Aim of the exercise: Each line of the material must be repeated precisely, with the pictures left out.

Dataset section:

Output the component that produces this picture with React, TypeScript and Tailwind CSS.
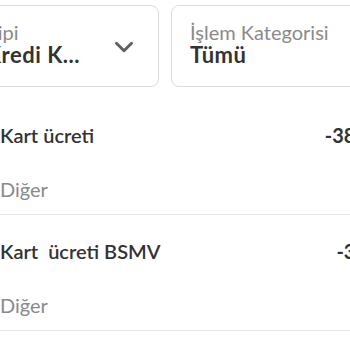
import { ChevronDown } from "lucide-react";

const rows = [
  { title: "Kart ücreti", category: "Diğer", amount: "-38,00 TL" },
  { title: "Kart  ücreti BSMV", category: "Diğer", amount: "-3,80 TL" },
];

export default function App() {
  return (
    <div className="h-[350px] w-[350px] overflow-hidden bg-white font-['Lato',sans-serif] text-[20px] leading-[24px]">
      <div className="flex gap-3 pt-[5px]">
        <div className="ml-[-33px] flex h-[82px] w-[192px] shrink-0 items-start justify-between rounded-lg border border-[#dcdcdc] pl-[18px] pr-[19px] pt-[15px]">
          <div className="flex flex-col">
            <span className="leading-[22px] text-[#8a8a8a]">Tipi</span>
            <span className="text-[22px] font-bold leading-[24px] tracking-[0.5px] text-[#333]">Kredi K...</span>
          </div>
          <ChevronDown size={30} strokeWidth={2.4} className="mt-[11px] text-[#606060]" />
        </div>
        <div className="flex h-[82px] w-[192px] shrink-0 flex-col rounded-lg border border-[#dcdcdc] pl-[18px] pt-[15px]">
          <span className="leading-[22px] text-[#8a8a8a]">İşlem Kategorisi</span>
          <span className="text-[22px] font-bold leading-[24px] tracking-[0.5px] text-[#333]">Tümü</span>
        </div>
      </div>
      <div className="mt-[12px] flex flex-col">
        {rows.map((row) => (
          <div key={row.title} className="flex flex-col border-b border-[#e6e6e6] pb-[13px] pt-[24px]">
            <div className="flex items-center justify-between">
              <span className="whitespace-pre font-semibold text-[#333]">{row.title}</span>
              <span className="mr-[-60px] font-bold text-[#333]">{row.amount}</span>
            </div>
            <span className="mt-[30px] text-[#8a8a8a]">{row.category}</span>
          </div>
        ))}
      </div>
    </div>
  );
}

Result of this exercise:
Output the component that produces this picture with React, TypeScript and Tailwind CSS.
import { ChevronDown } from "lucide-react";

const rows = [
  { title: "Kart ücreti", category: "Diğer", amount: "-38,00 TL" },
  { title: "Kart  ücreti BSMV", category: "Diğer", amount: "-3,80 TL" },
];

export default function App() {
  return (
    <div className="h-[350px] w-[350px] overflow-hidden bg-white font-['Lato',sans-serif] text-[20px] leading-[24px]">
      <div className="flex gap-3 pt-[5px]">
        <div className="ml-[-33px] flex h-[82px] w-[192px] shrink-0 items-start justify-between rounded-lg border border-[#dcdcdc] pl-[18px] pr-[19px] pt-[15px]">
          <div className="flex flex-col">
            <span className="leading-[22px] text-[#8a8a8a]">Tipi</span>
            <span className="text-[22px] font-bold leading-[24px] tracking-[0.5px] text-[#333]">Kredi K...</span>
          </div>
          <ChevronDown size={30} strokeWidth={2.4} className="mt-[11px] text-[#606060]" />
        </div>
        <div className="flex h-[82px] w-[192px] shrink-0 flex-col rounded-lg border border-[#dcdcdc] pl-[18px] pt-[15px]">
          <span className="leading-[22px] text-[#8a8a8a]">İşlem Kategorisi</span>
          <span className="text-[22px] font-bold leading-[24px] tracking-[0.5px] text-[#333]">Tümü</span>
        </div>
      </div>
      <div className="mt-[12px] flex flex-col">
        {rows.map((row) => (
          <div key={row.title} className="flex flex-col border-b border-[#e6e6e6] pb-[13px] pt-[24px]">
            <div className="flex items-center justify-between">
              <span className="whitespace-pre font-semibold text-[#333]">{row.title}</span>
              <span className="mr-[-60px] font-bold text-[#333]">{row.amount}</span>
            </div>
            <span className="mt-[30px] text-[#8a8a8a]">{row.category}</span>
          </div>
        ))}
      </div>
    </div>
  );
}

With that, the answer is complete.